After years of toying around, New College alum Chris Cox (’01) became more serious about producing electronic music this year and his increased efforts were about to pay off big. He was taking more gigs, putting out more of his own songs online and getting more fans. DJs across the nation started playing Cox’s unofficial remix of The Beatles’ “Come Together.” A booking agent out of Los Angeles e-mailed Cox (a.k.a. Omega) after hearing that remix and more of his work on MySpace and Soundcloud. Cox agreed to have the agent, James Bressack, represent him. A month later, Bressack called Cox with an offer to do an official remix for The Crystal Method, a huge name in the electronic music scene.

“[Bressack] was like, ‘Hey, I know Scott and Ken from The Crystal Method (CM) and they’re looking at having some lesser known, upcoming artists do some remixes for them that they might end up putting out at some point in the future on a release,’” Cox said.

He received track stems (individual parts of a song, such as a vocals track and a bass track) from two different CM songs and did remixes for both. “This was a big deal to me,” Cox said. “These are heroes of mine so having the chance to work on a track for them, I was really excited, really agonizing over every little detail and was really meticulous.”

After three works of working on the remixes, he sent them back to CM. “And they ended up really liking them, playing them at a couple of their DJ gigs and then it just sort of went from there,” Cox said. “They decided to put together the EP for their ‘Sine Language’ single and they sent over a contract and had me sign it.
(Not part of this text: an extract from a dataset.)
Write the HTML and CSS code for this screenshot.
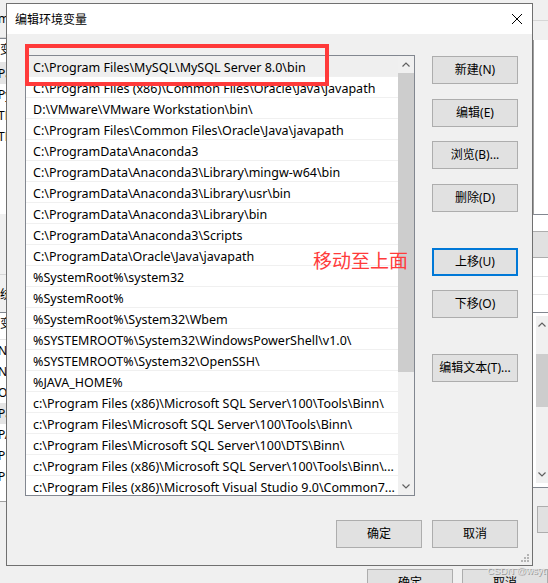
FILE: index.html
```html
<!DOCTYPE html>
<html lang="zh-CN">
<head>
<meta charset="utf-8">
<title>编辑环境变量</title>
<link rel="stylesheet" href="styles.css">
</head>
<body>
<div class="desktop">
  <div class="bg-left">
    <div class="bl-top">m</div>
    <div class="bl-list bl-user">
      <div class="bl-head">变量</div>
      <div class="bl-row bl-sel">Path</div>
      <div class="bl-row">Python</div>
      <div class="bl-row">TEMP</div>
      <div class="bl-row">TMP</div>
    </div>
    <div class="bl-label">系统变量</div>
    <div class="bl-list bl-sys">
      <div class="bl-head">变量</div>
      <div class="bl-row">NUMBER</div>
      <div class="bl-row">NVM</div>
      <div class="bl-row">OS</div>
      <div class="bl-row bl-sel">Path</div>
      <div class="bl-row">PATHEXT</div>
      <div class="bl-row">PROCESSOR</div>
      <div class="bl-row">PROCESSOR</div>
    </div>
  </div>

  <div class="bg-right">
    <div class="br-top"></div>
    <div class="br-panel"></div>
    <div class="br-mid">
      <div class="br-btn"></div>
    </div>
    <div class="br-list">
      <div class="br-scroll">
        <div class="br-arrow">
          <svg width="8" height="5" viewBox="0 0 8 5"><path d="M0.5 4.5 L4 1 L7.5 4.5" fill="none" stroke="#606060" stroke-width="1.2"/></svg>
        </div>
        <div class="br-track"><div class="br-thumb"></div></div>
        <div class="br-arrow">
          <svg width="8" height="5" viewBox="0 0 8 5"><path d="M0.5 0.5 L4 4 L7.5 0.5" fill="none" stroke="#606060" stroke-width="1.2"/></svg>
        </div>
      </div>
    </div>
    <div class="br-btn2"></div>
  </div>

  <div class="bg-bottom">
    <div class="bgb-btn">确定</div>
    <div class="bgb-btn">取消</div>
  </div>

  <div class="dialog">
    <div class="titlebar">
      <span class="title">编辑环境变量</span>
      <svg class="close" width="10" height="10" viewBox="0 0 10 10"><path d="M0 0 L10 10 M10 0 L0 10" stroke="#000" stroke-width="1"/></svg>
    </div>
    <div class="body">
      <div class="main">
        <div class="listbox">
          <div class="rows">
            <div class="row sel">C:\Program Files\MySQL\MySQL Server 8.0\bin</div>
            <div class="row">C:\Program Files (x86)\Common Files\Oracle\Java\javapath</div>
            <div class="row">D:\VMware\VMware Workstation\bin\</div>
            <div class="row">C:\Program Files\Common Files\Oracle\Java\javapath</div>
            <div class="row">C:\ProgramData\Anaconda3</div>
            <div class="row">C:\ProgramData\Anaconda3\Library\mingw-w64\bin</div>
            <div class="row">C:\ProgramData\Anaconda3\Library\usr\bin</div>
            <div class="row">C:\ProgramData\Anaconda3\Library\bin</div>
            <div class="row">C:\ProgramData\Anaconda3\Scripts</div>
            <div class="row">C:\ProgramData\Oracle\Java\javapath</div>
            <div class="row">%SystemRoot%\system32</div>
            <div class="row">%SystemRoot%</div>
            <div class="row">%SystemRoot%\System32\Wbem</div>
            <div class="row">%SYSTEMROOT%\System32\WindowsPowerShell\v1.0\</div>
            <div class="row">%SYSTEMROOT%\System32\OpenSSH\</div>
            <div class="row">%JAVA_HOME%</div>
            <div class="row">c:\Program Files (x86)\Microsoft SQL Server\100\Tools\Binn\</div>
            <div class="row">c:\Program Files\Microsoft SQL Server\100\Tools\Binn\</div>
            <div class="row">c:\Program Files\Microsoft SQL Server\100\DTS\Binn\</div>
            <div class="row">c:\Program Files (x86)\Microsoft SQL Server\100\Tools\Binn\...</div>
            <div class="row">c:\Program Files (x86)\Microsoft Visual Studio 9.0\Common7...</div>
          </div>
          <div class="vscroll">
            <div class="sb-btn">
              <svg width="8" height="5" viewBox="0 0 8 5"><path d="M0.5 4.5 L4 1 L7.5 4.5" fill="none" stroke="#606060" stroke-width="1.2"/></svg>
            </div>
            <div class="sb-track"><div class="sb-thumb"></div></div>
            <div class="sb-btn">
              <svg width="8" height="5" viewBox="0 0 8 5"><path d="M0.5 0.5 L4 4 L7.5 0.5" fill="none" stroke="#606060" stroke-width="1.2"/></svg>
            </div>
          </div>
        </div>
        <div class="side">
          <div class="btn">新建(N)</div>
          <div class="btn">编辑(E)</div>
          <div class="btn">浏览(B)...</div>
          <div class="btn">删除(D)</div>
          <div class="btn focus sep">上移(U)</div>
          <div class="btn">下移(O)</div>
          <div class="btn sep">编辑文本(T)...</div>
        </div>
      </div>
      <div class="footer">
        <div class="btn">确定</div>
        <div class="btn">取消</div>
      </div>
    </div>
    <svg class="grip" width="8" height="8" viewBox="0 0 8 8">
      <rect x="6" y="0" width="2" height="2" fill="#b4b4b4"/>
      <rect x="3" y="3" width="2" height="2" fill="#b4b4b4"/>
      <rect x="6" y="3" width="2" height="2" fill="#b4b4b4"/>
      <rect x="0" y="6" width="2" height="2" fill="#b4b4b4"/>
      <rect x="3" y="6" width="2" height="2" fill="#b4b4b4"/>
      <rect x="6" y="6" width="2" height="2" fill="#b4b4b4"/>
    </svg>
  </div>

  <div class="annot-box"></div>
  <div class="annot-text">移动至上面</div>
  <div class="watermark">CSDN @wsyt</div>
</div>
</body>
</html>
```

FILE: styles.css
```css
* { box-sizing: border-box; }

body {
  margin: 0;
  background: #f0f0f0;
  font-family: "Noto Sans", "Noto Sans CJK SC", sans-serif;
  font-size: 12px;
  color: #000;
}

.desktop {
  position: relative;
  width: 548px;
  height: 583px;
  overflow: hidden;
  background: #f0f0f0;
}

/* ---------- background window fragments ---------- */
.bg-left {
  position: absolute;
  left: -60px;
  top: 0;
  width: 66px;
  height: 583px;
  display: flex;
  flex-direction: column;
  overflow: hidden;
}
.bl-top {
  height: 38px;
  padding-left: 58px;
  padding-top: 12px;
  line-height: 14px;
  border-bottom: 1px solid #d6d6d6;
  flex: none;
}
.bl-list {
  background: #fff;
  border-top: 1px solid #828790;
  flex: none;
}
.bl-user { height: 176px; }
.bl-head {
  height: 24px;
  line-height: 22px;
  padding-left: 60px;
  border-bottom: 1px solid #e5e5e5;
  white-space: nowrap;
  overflow: hidden;
}
.bl-row {
  height: 21px;
  line-height: 21px;
  padding-left: 58px;
  white-space: nowrap;
  overflow: hidden;
}
.bl-sel { background: #e5e5e5; }
.bl-label {
  flex: none;
  margin-top: 60px;
  height: 38px;
  padding-left: 48px;
  padding-top: 12px;
  line-height: 16px;
  border-top: 1px solid #d6d6d6;
  white-space: nowrap;
  overflow: hidden;
}
.bl-sys {
  height: 190px;
  border-bottom: 1px solid #a0a0a0;
}
.bl-sys .bl-head { height: 27px; }

.bg-right {
  position: absolute;
  left: 533px;
  top: 0;
  width: 15px;
  height: 583px;
  display: flex;
  flex-direction: column;
}
.br-top {
  flex: none;
  height: 40px;
  background: linear-gradient(#f0f0f0 0 20px, #d6d6d6 20px 21px, #f0f0f0 21px);
}
.br-panel {
  flex: none;
  height: 175px;
  background: #fff;
  border-left: 1px solid #a0a0a0;
  border-bottom: 1px solid #828790;
}
.br-mid {
  flex: none;
  height: 98px;
  padding-top: 16px;
  border-bottom: 1px solid #828790;
  background: linear-gradient(#fff 0 61px, #e5e5e5 61px 62px, #fff 62px 79px, #e5e5e5 79px 80px, #fff 80px);
}
.br-btn {
  height: 27px;
  background: #e1e1e1;
  border-top: 1px solid #adadad;
  border-bottom: 1px solid #adadad;
}
.br-list {
  flex: none;
  height: 175px;
  background: #fff;
  padding: 3px 0 4px 3px;
  border-bottom: 1px solid #828790;
}
.br-scroll {
  height: 100%;
  background: #f0f0f0;
  display: flex;
  flex-direction: column;
}
.br-arrow {
  height: 17px;
  display: flex;
  align-items: center;
  justify-content: center;
}
.br-track { flex: 1; padding-top: 21px; }
.br-thumb { height: 53px; background: #cdcdcd; }
.br-btn2 {
  flex: none;
  height: 27px;
  margin-top: 18px;
  margin-left: 4px;
  background: #e1e1e1;
  border: 1px solid #adadad;
  border-right: 0;
}

.bg-bottom {
  position: absolute;
  left: 367px;
  top: 569px;
  display: flex;
  gap: 9px;
}
.bgb-btn {
  width: 86px;
  height: 28px;
  border: 1px solid #adadad;
  background: #e1e1e1;
  text-align: center;
  line-height: 26px;
  font-size: 12px;
}

/* ---------- dialog ---------- */
.dialog {
  position: absolute;
  left: 6px;
  top: 3px;
  width: 527px;
  height: 563px;
  border: 1px solid #707070;
  background: #f0f0f0;
  display: flex;
  flex-direction: column;
}

.titlebar {
  height: 30px;
  background: #fff;
  display: flex;
  align-items: center;
  padding-left: 8px;
  flex: none;
}
.title {
  font-family: "Noto Sans CJK SC", sans-serif;
  font-size: 12px;
  line-height: 14px;
}
.close {
  margin-left: auto;
  margin-right: 10px;
}

.body {
  flex: 1;
  padding: 21px 14px 0 18px;
  display: flex;
  flex-direction: column;
}

.main {
  display: flex;
  gap: 17px;
}

.listbox {
  width: 390px;
  height: 441px;
  border: 1px solid #828790;
  background: #fff;
  display: flex;
}
.rows {
  flex: 1;
  overflow: hidden;
}
.row {
  height: 21px;
  line-height: 21px;
  padding-top: 1px;
  padding-left: 7px;
  border-bottom: 1px solid #f0f0f0;
  white-space: nowrap;
  overflow: hidden;
  font-size: 12.5px;
}
.row.sel { background: #efefef; }

.vscroll {
  width: 16px;
  background: #f0f0f0;
  display: flex;
  flex-direction: column;
}
.sb-btn {
  height: 17px;
  display: flex;
  align-items: center;
  justify-content: center;
  flex: none;
}
.sb-track { flex: 1; }
.sb-thumb {
  height: 299px;
  background: #cdcdcd;
}

.side {
  width: 86px;
  padding-top: 1px;
  display: flex;
  flex-direction: column;
  gap: 14.5px;
}
.btn {
  height: 28px;
  border: 1px solid #adadad;
  background: #e1e1e1;
  text-align: center;
  line-height: 26px;
  font-size: 12px;
  white-space: nowrap;
}
.btn.focus {
  border: 2px solid #0078d7;
  line-height: 24px;
}
.btn.sep { margin-top: 21.5px; }

.footer {
  display: flex;
  justify-content: flex-end;
  gap: 10px;
  margin-top: 24px;
}
.footer .btn { width: 86px; }

.grip {
  position: absolute;
  right: 3px;
  bottom: 3px;
}

/* ---------- annotations ---------- */
.annot-box {
  position: absolute;
  left: 25px;
  top: 44px;
  width: 304px;
  height: 42px;
  border: 4px solid #ff3a3a;
}
.annot-text {
  position: absolute;
  left: 313px;
  top: 250px;
  font-family: "Noto Sans CJK SC", sans-serif;
  font-size: 19px;
  line-height: 19px;
  color: #ff3b3b;
}
.watermark {
  position: absolute;
  left: 487px;
  top: 565px;
  font-family: "Liberation Sans", sans-serif;
  font-size: 9.5px;
  line-height: 11px;
  white-space: nowrap;
  color: #e6e6e6;
  text-shadow: 1px 1px 0 #9a9a9a;
}
```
Since then, I’ve been an official remixer for it. It was just out of the blue, it’s an amazing opportunity that kind of fell into my lap.”

He added, “Thank God for the Internet!”

The EP was officially released on Nov. 16. On the EP is CM’s original “Sine Language” featuring hip-hop group LMFAO; the other tracks are all remixes of that same song by different producers, Cox included.

Along with “Sine Language,” Cox received track stems from “Divided by Night,” the title track from The Crystal Method’s 2009 album. “I think they might do another remix EP for that song sometime in the spring,” Cox said, adding that the EP may include his remix. “[But] I’m not 100 percent sure.”

Cox got to meet CM at a show they played in Boulder, Colo. “We ended up just hanging out in the greenroom backstage for a few hours after the show. They’re really nice guys, really down to earth and mellow,” Cox said. “They seemed to like my style a lot and I hope I might have a chance at some point to actually do a collaboration working … with them directly, face to face, in the studio.

“It still doesn’t feel totally real … like your heroes like something that you created enough to want to put it out with their name on it,” Cox said. The Crystal Method was a major influence on Cox’s musical tastes. “When I was a teenager, I was into a lot of hardcore punk and metal, and funk and jazz. The Crystal Method’s album, Vegas, was really a turning point … it just blew my mind, opened my eyes to the possibilities of [electronic music], sort of changed my path.”

Soon after, Cox got into DJing. “I got my first pair of turntables in ’99,” Cox said. “I started DJing as a hobby playing … at a lot of New College parties and other small parties around Sarasota.” Cox was part of a group that started using the fishbowl as the electronic music appreciation room during Palm Court Parties (PCPs).

“Probably my second or third year, me and Mitchell Gomez (’03) and a couple other friends started organizing … an alternative electronic music room [in the fishbowl] to the main one that had been going on for years in third court lounge,” Cox said. “It was kinda this underground, out of the way thing that nobody knew about that we were just doing because we liked the music and we wanted to play it loud. It’s cool to see how that little tiny thing that we created all those years ago just took on a life of its own and has grown.”

At NCF, Cox took classes with Julian Peterson, an adjunct music professor. “He was a huge influence on me musically,” Cox said. “He helped me so much about digital synthesis and how to use computers to make really interesting unique sounds and also the discipline to work in a programming environment for synthesis.”

After graduating, Cox moved to Colorado and worked as a resident DJ in a club. At home, he started to produce his own music.

“Predominantly I do dubstep and glitch-hop,” Cox said. “I started with drum and bass, moved to experimental glitch and then made a lot of psychedelic trance … I like to combine really aggressive aspects of music … [with] really beautiful, melodic aspects. I think if it’s too pretty or too aggressive without being balanced that it gets boring.

“My performance is based around laptop, running Ableton Live and I’m usually playing mostly my own music,” Cox explained. “It’s sort of a hybrid between a live performance and a DJ set ….  Most of the parts of the songs are prerecorded, pre-produced in the computer. But as far as triggering them to play back and the way that the different elements of the different songs are combined and the way the effects are applied, it’s all done sort of live.”

Cox said he and several other alums who are also DJs and producers hope to come to NCF for the 50th Anniversary weekend. “We’re trying to get funding [from the Alumni Association] to cover our travel expenses so we can come out and possibly play either at PCP or in the fishbowl [currently the Black Box Theater],” he said. “And hopefully do an instructional workshop for the students about digital DJing, music production, music business, all that kind of stuff, ’cause we all have different experiences in different parts of the country.”